At 4:26AM an internal service called push—used to dispatch APNS and GCM push notifications to our users—began to fail, causing all three servers of the cluster to become unavailable at the same time. This failure mode caused our API to erroneously begin returning a 500 HTTP status code along with an exception message, despite messages being sent successfully. Due to this error code, our clients attempted to retry sending the message which caused duplicate messages to be sent across Discord.
At 4:28 a page was dispatched to our on call engineer at the time (JH), who was notified that our push service had failed. Shortly thereafter at 4:29 users reported issues directly to another engineer (AZ). At 4:31 our engineers had confirmed the issue causing message duplicates, and updated our status page to reflect this. By 4:32 both engineers had coordinated and confirmed that the issues with our push service (which they noted had been deployed the previous day at 22:30) were for some reason causing send-message API requests to return failure status codes. At 4:34 engineers decided to reboot two of the failing push servers, which caused a temporary resolution until service degraded again at 4:36. It’s confirmed at this time that our push service continues to report a failed status, despite being restarted.

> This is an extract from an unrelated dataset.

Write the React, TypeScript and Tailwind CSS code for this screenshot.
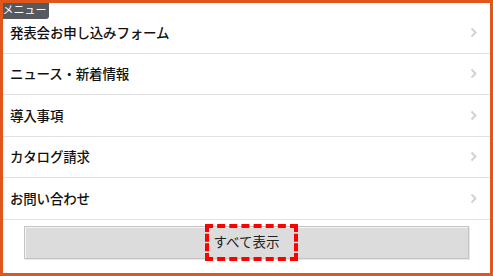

At 4:38 Engineers attempted to force the push services to report a healthy status, in theory allowing the API to talk to them again. After multiple attempts, at 4:39 this process succeeded and the incident is fully resolved. Engineers continued to work on rolling back the previous push deploy to ensure the issue is not triggered again, which was completed at 4:46.
Further investigation after the incident revealed that two bugs in separate services (one in push, one in our API) triggered this sequence of events and caused the duplicated message issues. The first bug was related to a recent upgrade to the aforementioned push service. The upgrade which had been deployed at 22:30 on January 5th was related to code that monitors and reports the health of our push service, so that it can be discovered and used by our API. A bug in this code caused the health check to get permanently stuck, de-announcing it from our service discovery system. Because this bug was deployed to all three of our redundant/clustered push instances, they failed at almost the same time, causing a full service outage for push.
Generally, we build our interdependent services to continue working throughout failures where possible. However due to a known bug in a portion of our message-sending API code (which was slated to be fixed over the next couple days) the issues with our push service caused exceptions to be raised within our API, returning 500s to the clients, causing those clients to retry sending of the message.
The reliability of Discords service is of utmost importance to us, and we treat all issues—even those causing little to no service impact—with high priority. Both bugs causing these issues were fixed shortly after we fully resolved the incident. Thanks for flying Discord, and we apologize for any issues this incident caused.